Considering reg = glm(Xc, Y, Normal(), IdentityLink()), I don’t know what should be the next line to compute the equivalent res.params[1]/res.bse[1] in this case.

This is great. Although there are some negligible differences as shown in the picture below, the output’s trend is extremely similar to Python’s output. The only thing is the range of output. It seems like in Python, the values are multiplied by a constant value > 1 (it seems that the final BSADF values in Julia should be multiplied by 10):


The following Julia code is used for the plot above
using LinearAlgebra
using Plots

function bubbledetector(lnprices::AbstractVector, adf_lags::Integer, crit::AbstractFloat)
  Δlnprices = diff(lnprices)
  n         = length(Δlnprices)
  r0        = round(Int, length(lnprices)*0.1)
  BSADF     = similar(lnprices, n-1-r0+1)
  for (idxr2, r2) ∈ enumerate(r0:n-1)
    ADFS      = similar(lnprices, r2-r0+1)
    for (idxr1, r1) ∈ enumerate(0:r2-r0)
      X₀      = lnprices[r1+1:r2]
      X       = similar(lnprices, length(X₀), adf_lags+1)
      X[:, 1] = X₀
      for j in 1:adf_lags
          X[:, j+1] = vcat(zeros(j), Δlnprices[r1+1:r2-j])
      end
      Y = Δlnprices[r1+1:r2]
      Xc = hcat(ones(size(X, 1)), X)   # add a constant
      cvmat = pinv(Xc' * Xc)  # compute covariance matrix as pseudoinverse
      coefs = cvmat * Xc' * Y   # perform the OLS
      resid = norm(Xc * coefs .- Y)
      serr = sqrt(cvmat[2,2]) * resid
      ADFS[idxr1] = coefs[2]/serr
    end
    BSADF[idxr2] = maximum(ADFS)
  end
  return BSADF, findall(BSADF .> crit)
end

function plotbubles(BSADF::AbstractVector, idxs::AbstractVector, crit::AbstractFloat)
  plot(BSADF, label="BSADF")
  plot!(ones(length(BSADF))*crit, color=:red, linestyle=:dash, label="Critical Value")
  plot!(legend=:outerright)
end

prices = identity.(readdlm("./data/GDP.csv", ',', header=true)[1][:, 2])
BSADF, idxs = bubbledetector(log.(prices), 3, 1.49)
plotbubles(BSADF, idxs, 1.49)

In summary, I used the following lines as the equivalent Julia code for sm.OLS:

Xc = hcat(ones(size(X, 1)), X)   # add a constant
cvmat = pinv(Xc' * Xc)  # compute covariance matrix as pseudoinverse
coefs = cvmat * Xc' * Y   # perform the OLS
resid = norm(Xc * coefs .- Y)
serr = sqrt(cvmat[2,2]) * resid
coefs[2]/serr

It’s here: Home · GLM

coef(reg)[2] / stderror(reg)[2]

The only thing is the range of output.
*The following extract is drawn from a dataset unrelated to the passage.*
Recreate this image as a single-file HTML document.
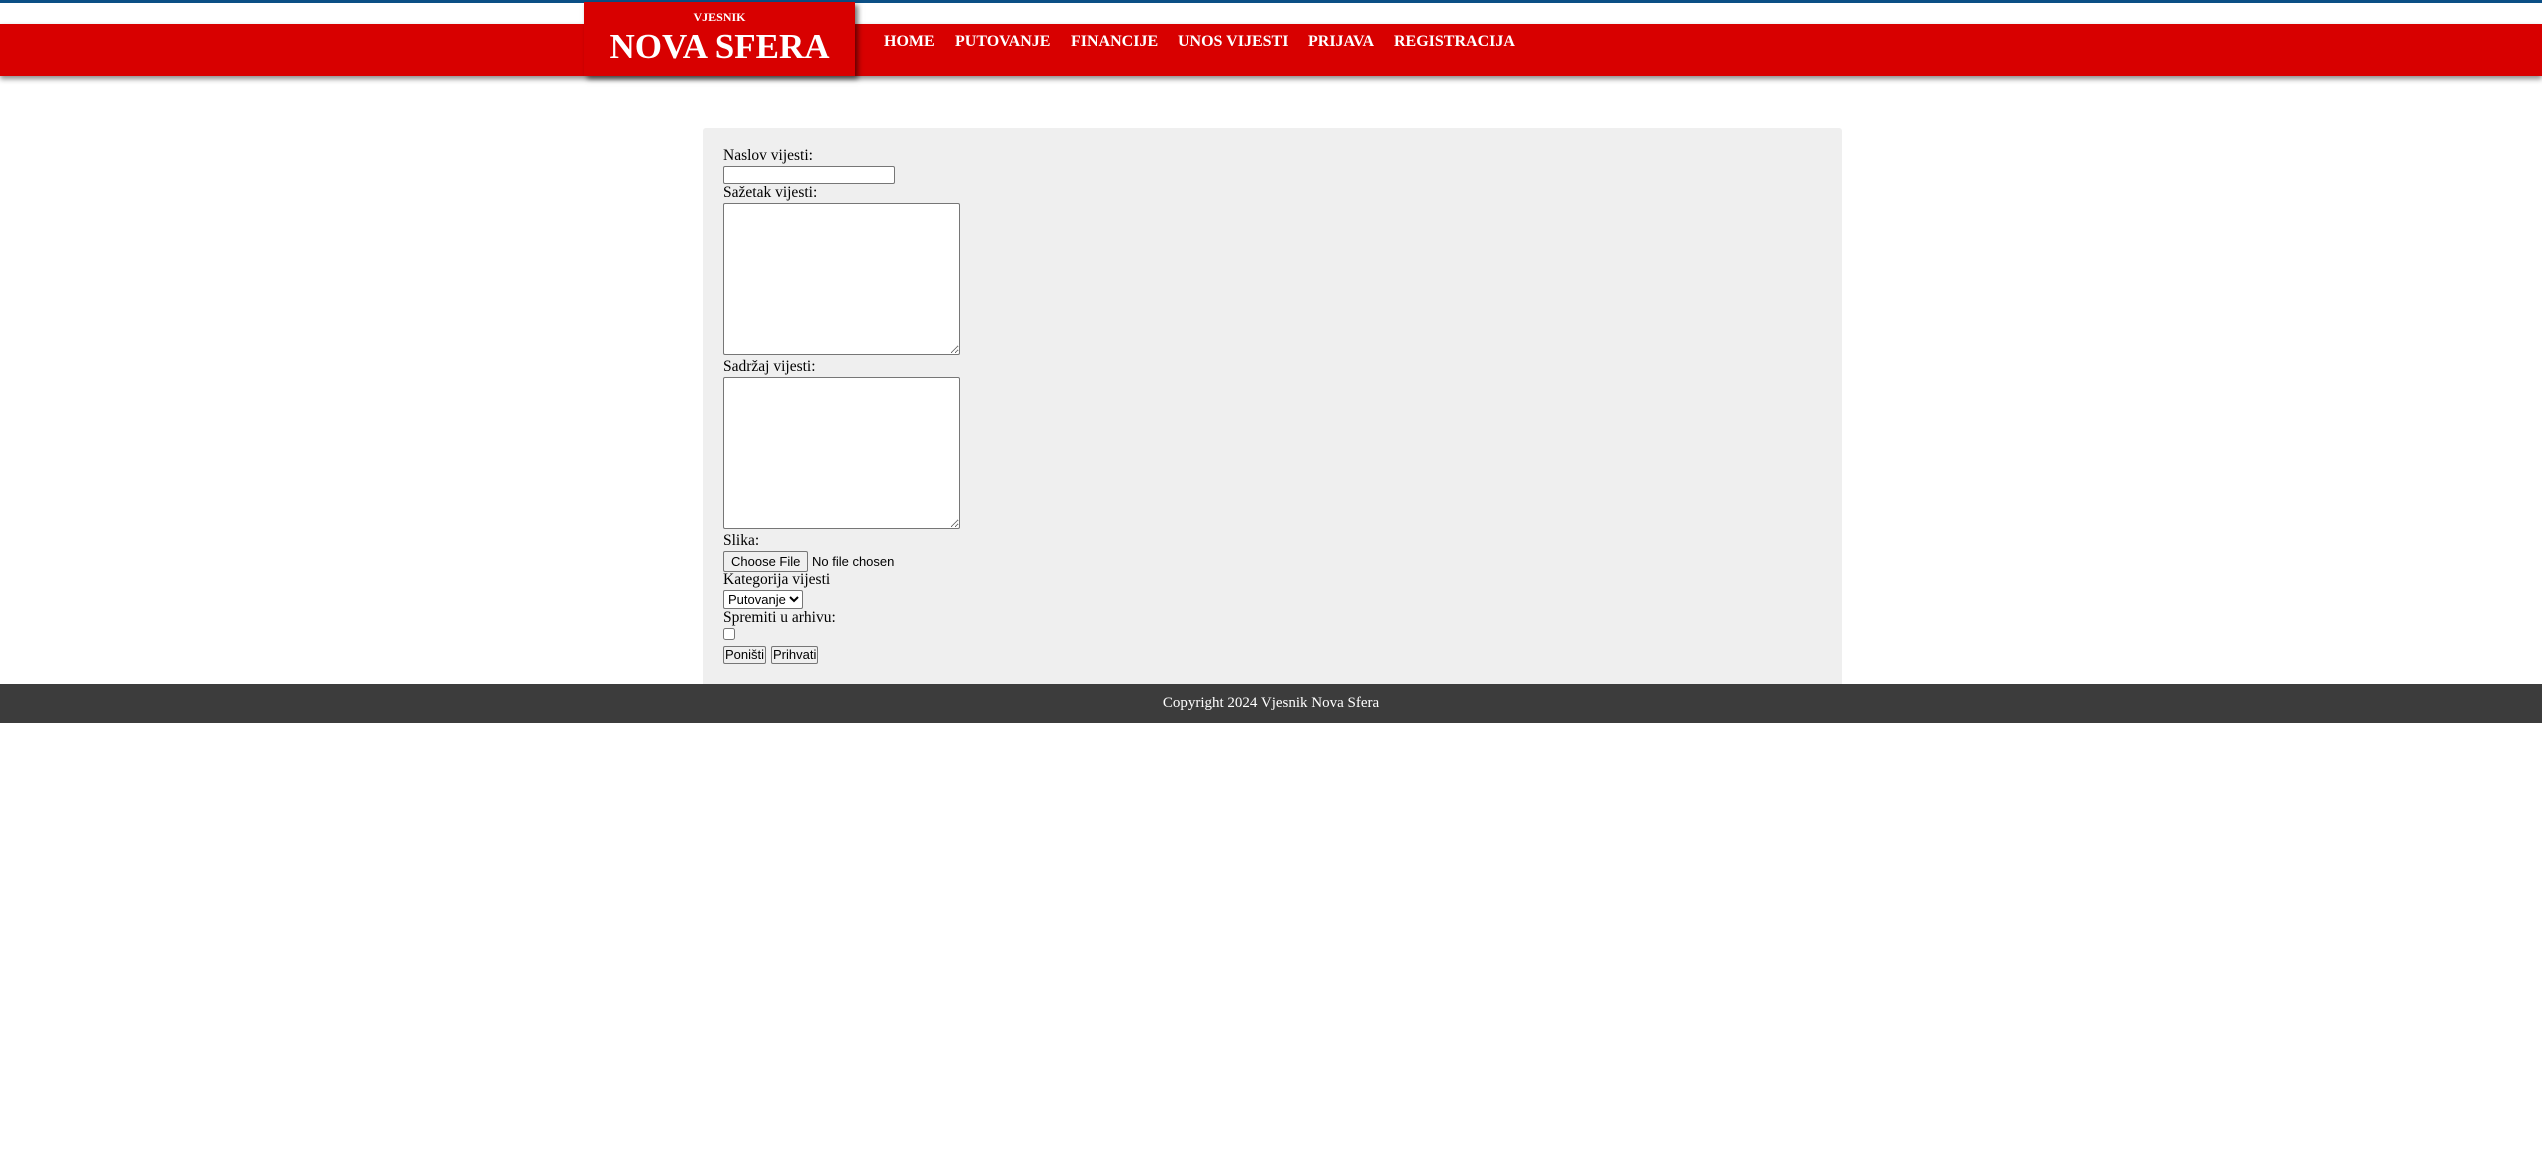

It seems like in Python, the values are multiplied by a constant value > 1 (it seems that the final BSADF values in Julia should be multiplied by 10):

This I do not understand. However, I took the OLS equations from the top of my head, and they work fine in a toy example:

using LinearAlgebra, GLM
X = [
    1 3 4
    2 8 1
    4 5 2
    6 7 2
    9 4 3
]

y = [5,4,6,2,3]
Xc = hcat(ones(size(X,1)), X)

# GLM:

regglm = glm(Xc, y, Normal(), IdentityLink())

# easy fit

reglm = fit(LinearModel, Xc, y)

#manual
cvmat = inv(Xc' * Xc)
cf = cvmat * Xc' * y
resid = norm(Xc * cf .- y)
se = sqrt.(diag(cvmat)) * resid


println("GLM:\n", regglm)
println("\n\nLM:\n", reglm)
println("\n\nMAN:")
[cf se]

and the same in python:

import numpy as np
import statsmodels.api as sm

X = np.array([[1, 3, 4],[2,8,1], [4,5,2], [6,7,2], [9,4,3]])
y = np.array([5,4,6,2,3])
reg = sm.OLS(y,sm.add_constant(X))
res = reg.fit()
res.params
res.bse

They are all equal.

2 Likes

Thank you so much. This is exactly what I needed and the output exactly mimics the sm.OLS’s output! Thank you so much for your help.